Setting Mao in stone
Overcoming severe hardships, a local eccentric created stone monuments that continue to inspire visitors.
Jiang Jiwei was a farmer before he was 35 years old, the "enemy of the people" during the first four years of the "cultural revolution" (1966-76) and a rock carver afterwards till his death in 2009 at 78 in Zhutang village, Quanzhou county of Guangxi Zhuang autonomous region.
"He had always been Chairman Mao's student all his life," says his illiterate widow, 82-year-old Liu Xiaoying.
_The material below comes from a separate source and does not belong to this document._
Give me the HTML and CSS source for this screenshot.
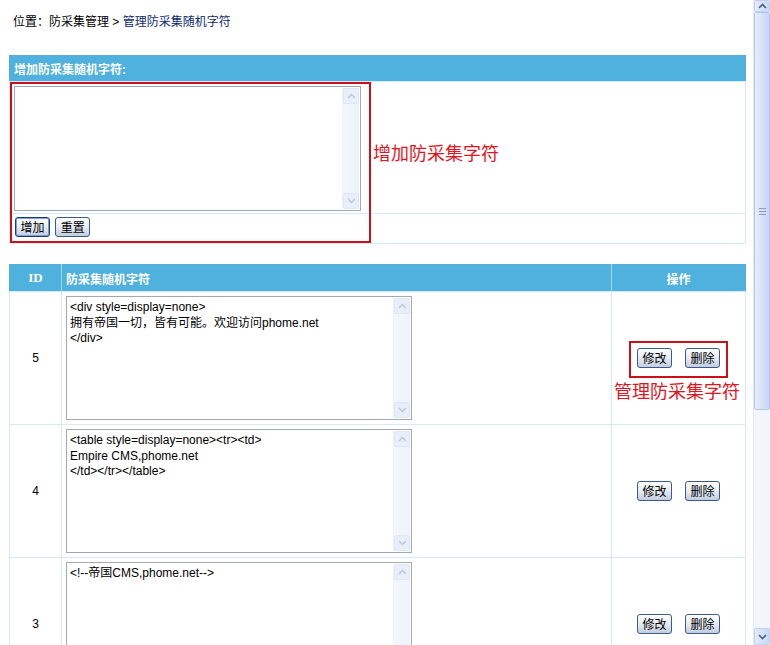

Jiang Jiwei carved daily before passing away in 2009. |
The hill behind their shabby house is called Yulu Hill, or a hill of Chairman Mao's quotations, because half of the southern slope of the small hill is carved with the words of Mao and the other Chinese leaders' quotations and their portraits.
Jiang started carving on the hill in 1970 and continued until he did not have the strength to lift a chisel in 2008. He left behind 70 portraits — embossment and statues — of famous communists in China and about 220,000 characters of 1,200 pieces of quotations of the people.
"It is said he feigned madness and acted like an idiot to protect himself from the radical revolutionaries' persecution," says Jiang Caizheng, 83, a fellow villager who knows Jiang Jiwei well. "He was simply immersed in the hard work of carving and did not care about anybody else."
Born in a farmer's family, Jiang Jiwei was educated for three years in a family school. He was a clever farmer and a skillful self-taught carpenter with some knowledge of Chinese traditional medicine.
He was warmhearted and always ready to help other villagers, according to his wife. "I married him because of his kindness and brightness, despite his poor family," says Liu Xiaoying, who was acclaimed as the most beautiful woman in the village decades ago.